Monday, Jul. 29, 1957

Nail Holes in a Symbol

In central Java last week, several million illiterate voters punched a nail through a printed symbol representing one of 69 political parties. At day's end one symbol had the winning number of nail holes. The symbol: the hammer and sickle of the Indonesian Communist Party. The Communists had won an overwhelming victory in four key areas of Indonesia's most populous island.

The Communists were well equipped with money and organization, but the man the Communists had to thank for their victory was none other than President Sukarno himself. Indonesia's national hero and the father of his country, Sukarno has never in his life stood for elective office. He was much impressed by the ideals of Thomas Jefferson and Dwight Eisenhower on his U.S. visit last year, but as a grade-school kind of Marxist he found his visit to Red China a few months later much more instructive.

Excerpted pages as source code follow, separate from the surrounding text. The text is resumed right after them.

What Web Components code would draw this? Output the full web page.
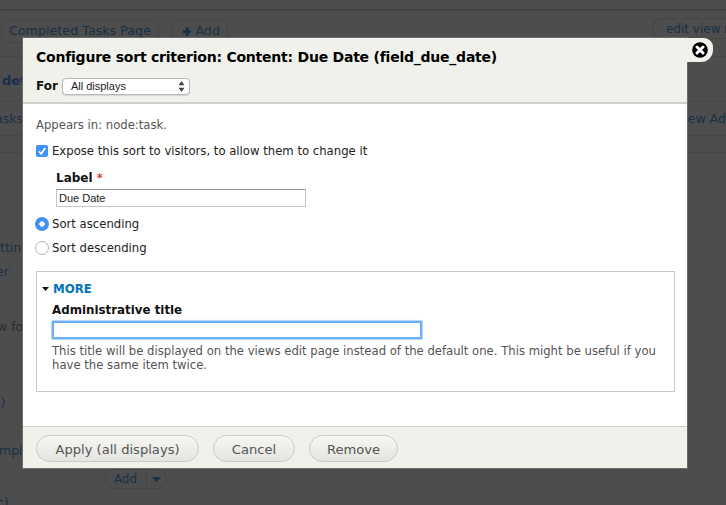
<!DOCTYPE html>
<html><head><meta charset="utf-8"><style>
html,body{margin:0;padding:0;background:#4d4d4d;height:505px;overflow:hidden}
body{font-family:"DejaVu Sans",sans-serif}
</style></head><body>
<views-backdrop></views-backdrop>
<sort-dialog title-text="Configure sort criterion: Content: Due Date (field_due_date)">
  <for-select slot="head"></for-select>
  <p>Appears in: node:task.</p>
  <check-row>Expose this sort to visitors, to allow them to change it</check-row>
  <label-field></label-field>
  <radio-row checked>Sort ascending</radio-row>
  <radio-row>Sort descending</radio-row>
  <more-fieldset></more-fieldset>
  <pill-button slot="foot" style="--w:163px">Apply (all displays)</pill-button>
  <pill-button slot="foot" style="--w:82px">Cancel</pill-button>
  <pill-button slot="foot" style="--w:89px">Remove</pill-button>
</sort-dialog>
<script>
function def(name, html, init){
  customElements.define(name, class extends HTMLElement{
    constructor(){super();this.attachShadow({mode:'open'}).innerHTML=html;}
    connectedCallback(){ if(init) init(this); }
  });
}
def('views-backdrop',`<style>
:host{display:block;height:505px;overflow:hidden;color:#1a3045;font-size:12px}
.sec{display:flex;box-sizing:border-box;border-bottom:1px solid #464646;align-items:center;white-space:nowrap}
.top{height:11px;border-bottom:2px solid #424242}
.tabs{height:46px;justify-content:space-between;padding:8px 0 0 1px;align-items:flex-start}
.tabs div{display:flex;gap:12px}
.tb{border:1px solid #454545;border-radius:10px;box-sizing:border-box;height:24px;line-height:22px;padding:0 7px;font-size:12.7px;display:flex;align-items:center;gap:4px}
.add0{width:57px;padding-left:11px}
.ev{border-radius:12px 0 0 12px;border-right:0;padding:0 0 0 13px;margin-top:-1px;width:74px;font-size:12px;height:21px}
.h{height:45px;font-weight:bold;font-size:13px;padding:3px 0 0 2px;color:#173049}
.row{justify-content:space-between;height:34px;font-size:12.5px;padding-bottom:1px}
.row span:first-child{margin-left:-5px}
.blank{height:17px}
.l{white-space:nowrap;line-height:18px;height:18px;font-size:12.5px}
.sm{color:#2a2a2a}
.add{display:flex;margin:9px 0 0 104px;width:63px;height:20px;border:1px solid #454545;border-radius:10px;box-sizing:border-box;font-size:12px;align-items:center;color:#173049}
.add b{font-weight:normal;flex:1;text-align:center;border-right:1px solid #444;line-height:14px}
.add i{width:19px;display:flex;justify-content:center}
</style>
<div class="sec top"></div>
<div class="sec tabs"><div><span class="tb">Completed Tasks Page</span><span class="tb add0"><svg width="9" height="9" viewBox="0 0 9 9"><path d="M3 0h3v3h3v3H6v3H3V6H0V3h3z" fill="#173049"/></svg>Add</span></div><span class="tb ev">edit view n</span></div>
<div class="sec h">det</div>
<div class="sec row"><span>asks</span><span>iew Ad</span></div>
<div class="sec blank"></div>
<div class="l" style="margin-top:86px">ttin</div>
<div class="l" style="margin:6px 0 0 -4px">er</div>
<div class="l sm" style="margin:37px 0 0 -3px">w fo</div>
<div class="l" style="margin:58px 0 0 -6px">s)</div>
<div class="l" style="margin:30px 0 0 -1px">mpl</div>
<div class="add"><b>Add</b><i><svg width="9" height="5"><path d="M0 0h9L4.5 5z" fill="#173049"/></svg></i></div>
<div class="l" style="margin:5px 0 0 -3px">c)</div>`);

def('sort-dialog',`<style>
:host{position:absolute;left:23px;top:38px;width:664px;height:430px;display:flex;flex-direction:column;background:#fff;box-shadow:0 0 0 1px #6a6a6a;color:#222;font-size:12px}
header{box-sizing:border-box;height:66px;background:#f1f1ec;border-bottom:2px solid #cfcfcb;padding:10px 13px 0;flex:none}
h1{margin:0;font-size:14px;letter-spacing:-.23px;font-weight:bold;line-height:19px;color:#000}
main{flex:1;padding:0 12px 0 13px}
footer{box-sizing:border-box;height:42px;background:#f1f1ec;border-top:1px solid #cfcfcb;display:flex;gap:14px;padding:8px 13px 0;flex:none}
.x{position:absolute;right:-26px;top:0;width:26px;height:24px;background:#f1f1ec;border-radius:0 9px 12px 0;display:flex;align-items:center}
::slotted(p){margin:13px 0 0;font-size:11.65px;line-height:16px;color:#555}
</style>
<header><h1></h1><slot name="head"></slot></header>
<main><slot></slot></main>
<footer><slot name="foot"></slot></footer>
<div class="x" aria-label="close"><svg width="16" height="16" viewBox="0 0 16 16" style="margin-left:5px"><circle cx="8" cy="8" r="7.8" fill="#000"/><path d="M5 5l6 6M11 5l-6 6" stroke="#fff" stroke-width="3" stroke-linecap="round"/></svg></div>`,
el=>{el.shadowRoot.querySelector('h1').textContent=el.getAttribute('title-text');});

def('for-select',`<style>
:host{display:flex;align-items:center;gap:4px;margin-top:10px;height:18px}
b{font-size:12px;color:#111}
.s{box-sizing:border-box;width:128px;height:17px;border:1px solid #b9b9b9;border-radius:4px;background:#fff;font:11px "Liberation Sans",sans-serif;color:#222;display:flex;align-items:center;justify-content:space-between;padding:0 4px 0 8px;box-shadow:0 1px 1px #d5d5d5}
</style><b>For</b><div class="s"><span>All displays</span><svg width="7" height="11" viewBox="0 0 7 11"><path d="M3.5 0L6.5 4.2H.5zM3.5 11L.5 6.8h6z" fill="#444"/></svg></div>`);

def('check-row',`<style>
:host{display:flex;align-items:center;gap:4px;margin-top:9px;height:18px;font-size:11.66px;color:#222;white-space:nowrap}
i{width:12px;height:12px;border-radius:2px;background:#3f93f5;display:flex;align-items:center;justify-content:center}
</style><i><svg width="10" height="10" viewBox="0 0 10 10"><path d="M2 5.2l2.2 2.6L8.2 2" fill="none" stroke="#fff" stroke-width="1.7"/></svg></i><slot></slot>`);

def('label-field',`<style>
:host{display:block;margin:10px 0 5px 20px}
b{display:block;font-size:12px;line-height:16px;color:#111}
b span{color:#e00;font-weight:normal}
.i{box-sizing:border-box;width:250px;height:18px;margin-top:3px;border:1px solid #c4c4c4;border-top-color:#999;padding-left:2px;font:11px/16px "Liberation Sans",sans-serif;color:#222}
</style><b>Label <span>*</span></b><div class="i">Due Date</div>`);

def('radio-row',`<style>
:host{display:flex;align-items:center;gap:3px;height:24px;font-size:11.66px;color:#222;margin-left:-1px;white-space:nowrap}
i{box-sizing:border-box;width:14px;height:14px;border-radius:50%;border:1px solid #b5b5b5;background:#fff;display:block}
:host([checked]) i{border:0;background:radial-gradient(circle,#fff 0 2.4px,#3f93f5 3px)}
</style><i></i><slot></slot>`);

def('more-fieldset',`<style>
:host{display:block;box-sizing:border-box;margin-top:11px;height:121px;border:1px solid #c9c9c9;padding:8px 15px 0}
.m{display:flex;align-items:center;gap:4px;margin-left:-10px;height:17px;color:#0074bd;font-weight:bold;font-size:11.8px}
b{display:block;margin-top:5px;font-size:11.85px;line-height:16px;color:#111}
.i{box-sizing:border-box;width:370px;height:18px;margin-top:3px;border:2px solid #6aaef5;box-shadow:0 0 1px 1px #b0d4fa;border-radius:1px;background:#fff}
p{margin:5px 0 0;font-size:11.65px;line-height:14px;color:#555;width:615px}
</style><div class="m"><svg width="7" height="4"><path d="M0 0h7L3.5 4z" fill="#111"/></svg>MORE</div><b>Administrative title</b><div class="i"></div><p>This title will be displayed on the views edit page instead of the default one. This might be useful if you have the same item twice.</p>`);

def('pill-button',`<style>
:host{display:flex;box-sizing:border-box;width:var(--w);height:27px;padding-top:2px;justify-content:center;align-items:center;border:1px solid #c9c9c5;border-radius:14px;background:linear-gradient(#f6f6f3,#e4e4e1);font-size:13.1px;color:#555;white-space:nowrap}
</style><slot></slot>`);
</script>
</body></html>
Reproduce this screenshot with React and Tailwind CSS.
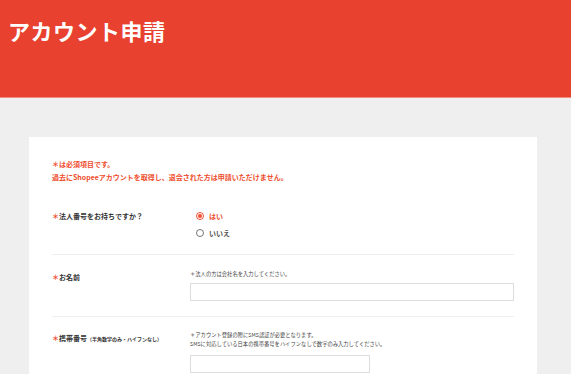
import React, { useState } from 'react'

const font = { fontFamily: '"Noto Sans CJK JP", "Noto Sans", sans-serif' }

function Radio({ checked, label, onClick }) {
  return (
    <button onClick={onClick} className="flex items-center gap-[5px] h-[10px]">
      <span
        className={
          'w-[8px] h-[8px] rounded-full border flex items-center justify-center ' +
          (checked ? 'border-[#ee4d2d]' : 'border-[#777]')
        }
      >
        {checked && <span className="w-[4px] h-[4px] rounded-full bg-[#ee4d2d]" />}
      </span>
      <span className={'text-[7px] font-bold ' + (checked ? 'text-[#ee4d2d]' : 'text-[#555]')}>{label}</span>
    </button>
  )
}

export default function App() {
  const [hasNumber, setHasNumber] = useState(true)

  return (
    <div className="min-h-[374px] bg-[#efefef]" style={font}>
      <div className="h-[98px] bg-[#e9412f] border-b border-[#f28c7e] pl-[8px] pt-[14px]">
        <h1 className="text-[22px] leading-[32px] font-bold text-white tracking-[0.5px]">アカウント申請</h1>
      </div>

      <div className="ml-[29px] mt-[39px] w-[508px] bg-white px-[23px] pt-[21px] pb-[20px]">
        <div className="text-[7px] leading-[13px] font-bold text-[#ee4d2d]">
          <p>＊は必須項目です。</p>
          <p>過去にShopeeアカウントを取得し、退会された方は申請いただけません。</p>
        </div>

        <div className="mt-[26px] flex border-b border-[#eeeeee] pb-[16px]">
          <div className="w-[142px] text-[7px] leading-[12px] font-bold text-[#333]">
            <span className="text-[#ee4d2d]">＊</span>法人番号をお持ちですか？
          </div>
          <div className="flex flex-col gap-[7px] pl-[2px] pt-[1px]">
            <Radio checked={hasNumber} label="はい" onClick={() => setHasNumber(true)} />
            <Radio checked={!hasNumber} label="いいえ" onClick={() => setHasNumber(false)} />
          </div>
        </div>

        <div className="flex border-b border-[#eeeeee] pt-[15px] pb-[15px]">
          <div className="w-[138px] text-[7px] leading-[12px] font-bold text-[#333] pt-[1px]">
            <span className="text-[#ee4d2d]">＊</span>お名前
          </div>
          <div className="flex-1 flex flex-col gap-[4px]">
            <p className="text-[5.3px] leading-[9px] text-[#444]">＊法人の方は会社名を入力してください。</p>
            <input className="h-[18px] w-full border border-[#dddddd] outline-none" />
          </div>
        </div>

        <div className="flex pt-[14px]">
          <div className="w-[138px] text-[7px] leading-[12px] font-bold text-[#333] pt-[1px]">
            <span className="text-[#ee4d2d]">＊</span>携帯番号<span className="text-[5px]">（半角数字のみ・ハイフンなし）</span>
          </div>
          <div className="flex-1 flex flex-col">
            <p className="text-[5.3px] leading-[9px] text-[#444]">＊アカウント登録の際にSMS認証が必要となります。</p>
            <p className="text-[5.3px] leading-[9px] text-[#444]">SMSに対応している日本の携帯番号をハイフンなしで数字のみ入力してください。</p>
            <input className="mt-[6px] h-[18px] w-[180px] border border-[#dddddd] outline-none" />
          </div>
        </div>
      </div>
    </div>
  )
}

Guided Democrat. At home, the quarreling and corruption of Indonesian politics irritated him. The yes men who surrounded him in his nation's first days turned to no men once they were elected to the newly formed Parliament and owed their power to him no longer, but to the electorate. Sukarno disowned even the Nationalist Party which originally was his creation. Only one group stayed slavishly loyal to him, no matter what he said--the Communist Party, which also escaped the brunt of his corruption charges for the reason that it has never been in the Cabinet. When Sukarno, impatient of confused and ineffectual democracy, proposed to run a "guided democracy" (with Sukarno as guide and leader), he insisted that Communists be included in his suprastate National Council.

Sukarno's activities have long distressed Indonesia's democratic parties, and the chaos at the center has brought army revolts all over Indonesia, largely bloodless because the local commanders want to remain loyal to the central government, if only the government would prove worth its loyalty. In Djakarta last week, distressed by Communist gains and Sukarno's methods, sat Premier Djuanda Karta-widjaja, an able administrator who has been in virtually every Indonesian Cabinet since 1949. In his first interview with a foreign correspondent since taking office, Djuanda made it quietly clear last week to TIME Correspondent James Bell that he does not recognize the legality of Sukarno's Communist-infested super-council. Said Djuanda: "You must remember that the Constituent Assembly still sits in Bandung. Hence, the solutions in government structure now in evidence are temporary. The Constituent Assembly might well decide that what we need is a Senate and not a National Council."

Prudent Declaration. As for Sukarno, a kind and friendly man with pretensions to political learning, he was off on a baby-kissing tour of South Borneo, cracking jokes that had audiences slapping their hips with glee, and making pleas for national unity--the kind of unity, he said, he had found in Red China. After hearing the results of the Communist victory in Java, he thought it prudent to declare: "I am no Communist. I cannot become a Communist."